Winnipeg has quite a starring role in the novel. What got you thinking about Winnipeg at this time? 

I grew up in the eastern part of Saskatchewan, and for a lot of people, Winnipeg was the big city. Farmers shipped cattle there. People went there to buy large items, like automobiles, things like that. I think that in many ways, Winnipeg may have been a more cosmopolitan city in the late 1930s than, say, a place like Toronto.

I've got a big crush on Winnipeg and I loved how you represented it in the novel. I wanted to talk to you too about how you give us the Prairie landscape — the weather and the plants and the animals. When you write a story like this, how do you see the elements of the western genre? 

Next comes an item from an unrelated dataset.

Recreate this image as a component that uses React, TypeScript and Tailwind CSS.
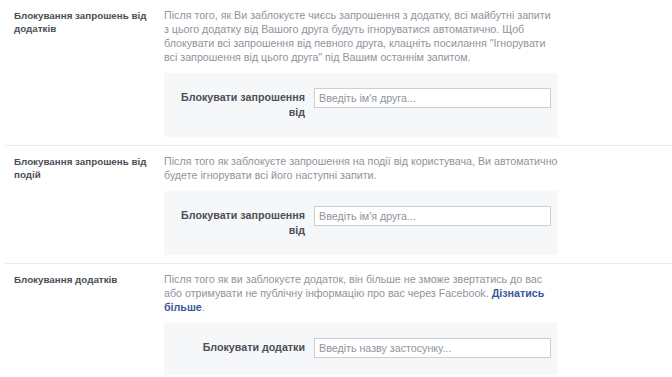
import React from "react";

type Section = {
  title: React.ReactNode;
  lines: React.ReactNode[];
  label: React.ReactNode;
  placeholder: string;
};

const sections: Section[] = [
  {
    title: (
      <>
        Блокування запрошень від
        <br />
        додатків
      </>
    ),
    lines: [
      "Після того, як Ви заблокуєте чиєсь запрошення з додатку, всі майбутні запити",
      "з цього додатку від Вашого друга будуть ігноруватися автоматично. Щоб",
      "блокувати всі запрошення від певного друга, клацніть посилання \"Ігнорувати",
      "всі запрошення від цього друга\" під Вашим останнім запитом.",
    ],
    label: (
      <>
        Блокувати запрошення
        <br />
        від
      </>
    ),
    placeholder: "Введіть ім'я друга...",
  },
  {
    title: (
      <>
        Блокування запрошень від
        <br />
        подій
      </>
    ),
    lines: [
      "Після того як заблокуєте запрошення на події від користувача, Ви автоматично",
      "будете ігнорувати всі його наступні запити.",
    ],
    label: (
      <>
        Блокувати запрошення
        <br />
        від
      </>
    ),
    placeholder: "Введіть ім'я друга...",
  },
  {
    title: "Блокування додатків",
    lines: [
      "Після того як ви заблокуєте додаток, він більше не зможе звертатись до вас",
      <>
        або отримувати не публічну інформацію про вас через Facebook.{" "}
        <span className="font-bold text-[#365899]">Дізнатись</span>
      </>,
      <>
        <span className="font-bold text-[#365899]">більше</span>.
      </>,
    ],
    label: "Блокувати додатки",
    placeholder: "Введіть назву застосунку...",
  },
];

export default function App() {
  return (
    <div className="h-[377px] w-[672px] overflow-hidden bg-white font-['Liberation_Sans',Arial,sans-serif]">
      {sections.map((section, i) => (
        <div
          key={i}
          className="ml-[5px] flex border-b border-[#e9ebee] pb-2 pt-2"
        >
          <div className="w-[159px] shrink-0 whitespace-nowrap pl-[9px] pr-2 pt-[1px] text-[9.8px] font-bold leading-[13px] text-[#4b4f56]">
            {section.title}
          </div>

          <div className="w-[393px] shrink-0">
            <div className="whitespace-nowrap text-[10.7px] leading-[14px] text-[#90949c]">
              {section.lines.map((line, j) => (
                <div key={j}>{line}</div>
              ))}
            </div>

            <div className="mt-[9px] flex items-start bg-[#f6f7f9] pb-[17px] pr-[6px] pt-[15px]">
              <div className="mt-[2px] w-[141px] shrink-0 text-right text-[10.7px] font-bold leading-[15px] text-[#4b4f56]">
                {section.label}
              </div>
              <input
                type="text"
                title="search"
                placeholder={section.placeholder}
                className="ml-[9px] h-[20px] w-[237px] border border-[#ccd0d5] bg-white px-[4px] text-[10.7px] text-[#1d2129] outline-none placeholder:text-[#90949c]"
              />
            </div>
          </div>
        </div>
      ))}
    </div>
  );
}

I have to say something about the posse element, that was actually based on fact to a certain extent. In 1939, a member of one of the prominent families in my hometown murdered the only policeman in town. What happened was that a group of First World War veterans formed up to go in and track him down. Now I took that and altered it for the novel. But, in my mind, landscape is character. Landscape in the novel — whether because the novel begins with a horrendous summer and ends with another almost cataclysmic winter storm — was framing the action for the novel. The weather reflected what was going on in the world, and it also reflected the interior lives of the characters. The entire novel was three levels of struggle that moved toward a kind of reconciliation at the end. 

The entire novel was three levels of struggle that moved toward a kind of reconciliation at the end.

There was the physical struggle with landscape, the political struggle involved with the Second World War, the First World War and the Spanish Civil War, and it was the struggle that the characters undergo on a personal level to achieve some kind of balance. 

This conversation has been edited for length and clarity.